Occupational and environmental epidemiology associate exposure to health effects. They need therefore data related to health effects and data related to exposure to potential hazards. Health effects concern exposed population and their descendants. They also concern no exposed populations to examine the extent to which observed rates differ significantly between exposed and no exposed.

Health Data

Health data, referring to events by time, place and person, are (CDC, 2012):

  • Incidence of diseases: Rate of new cases to the population during a period. It is interpreted as the risk for a new outcome.

  • Prevalence of diseases: Rate of existing cases to the population at a moment of time. It describes the probability of an existing outcome in a population at a point in time

  • General mortality and mortality by specific causes as indirect indices of diseases incidence.

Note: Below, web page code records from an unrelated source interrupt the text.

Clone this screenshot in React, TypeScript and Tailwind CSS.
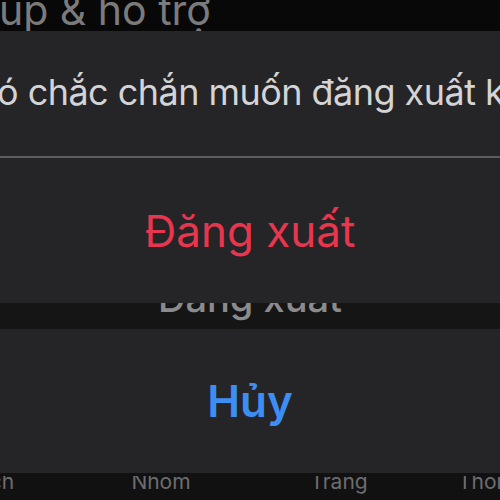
const font = { fontFamily: "Inter, 'Noto Sans', sans-serif" };

export default function App() {
    return (
        <div className="w-[500px] h-[500px] overflow-hidden bg-[#080808] flex flex-col" style={font}>
            {/* page header behind the sheet */}
            <div className="h-[31px] shrink-0 overflow-hidden bg-[#080808]">
                <p className="whitespace-nowrap text-[41px] leading-none text-[#7b7b7d] ml-[-111px] mt-[-10px]">
                    Trợ giúp &amp; hỗ trợ
                </p>
            </div>

            {/* action sheet group */}
            <div className="h-[272px] shrink-0 bg-[#252527] flex flex-col">
                <div className="h-[125px] shrink-0 flex items-center overflow-hidden pb-[4px]">
                    <p className="whitespace-nowrap text-[36px] tracking-[-0.015em] text-[#d4d4d6] ml-[-96px]">
                        Bạn có chắc chắn muốn đăng xuất không?
                    </p>
                </div>
                <div className="h-[2px] shrink-0 bg-[#5c5c5f]" />
                <button className="flex-1 flex items-center justify-center text-[44px] text-[#e8364f]">
                    Đăng xuất
                </button>
            </div>

            {/* menu row peeking through */}
            <div className="h-[26px] shrink-0 bg-[#151516] overflow-hidden flex justify-center">
                <span className="whitespace-nowrap text-[38px] leading-none font-medium text-[#8b8b8d] mt-[-24px]">
                    Đăng xuất
                </span>
            </div>

            {/* cancel */}
            <button className="h-[144px] shrink-0 bg-[#252527] flex items-center justify-center text-[44px] font-semibold text-[#3d8ef2]">
                Hủy
            </button>

            {/* tab bar behind */}
            <div className="flex-1 bg-[#111112] pt-[3px]">
                <div className="h-[24px] overflow-hidden">
                    <div className="flex whitespace-nowrap text-[21px] leading-none text-[#6d6d6f] mt-[-5px] ml-[-106px]">
                        <span className="w-[178px] shrink-0 text-center">Watch</span>
                        <span className="w-[178px] shrink-0 text-center">Nhóm</span>
                        <span className="w-[178px] shrink-0 text-center">Trang</span>
                        <span className="shrink-0 ml-[30px]">Thông báo</span>
                    </div>
                </div>
            </div>
        </div>
    );
}
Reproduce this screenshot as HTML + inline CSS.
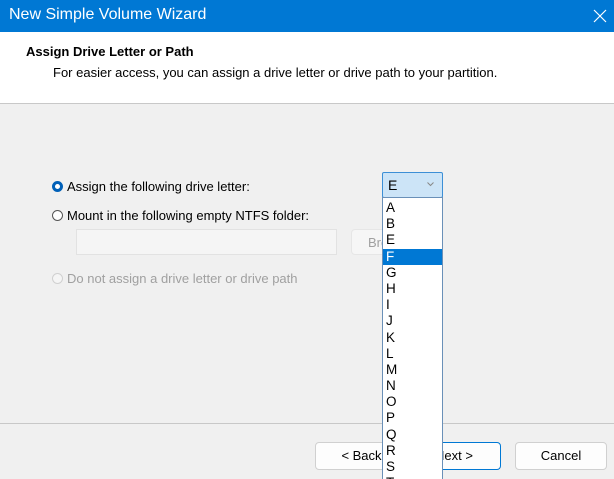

  • Birth outcomes, including fertility and infertility, premature birth, perinatal mortality, birthweight, sex ratio.

  • Biological indices that may show either even minor health effect or indicate that the exposure exceeds allowed levels.

Some of the above rates, like mortality are retrieved from civil registries. They also may be retrieved from specific registries for example cancer, infectious diseases registries, or by the health surveillance of a population at risk. The biological indices come from the health surveillance of the population and relevant monitoring (Solomon et al., 1991; Public Health Information Systems, 2017).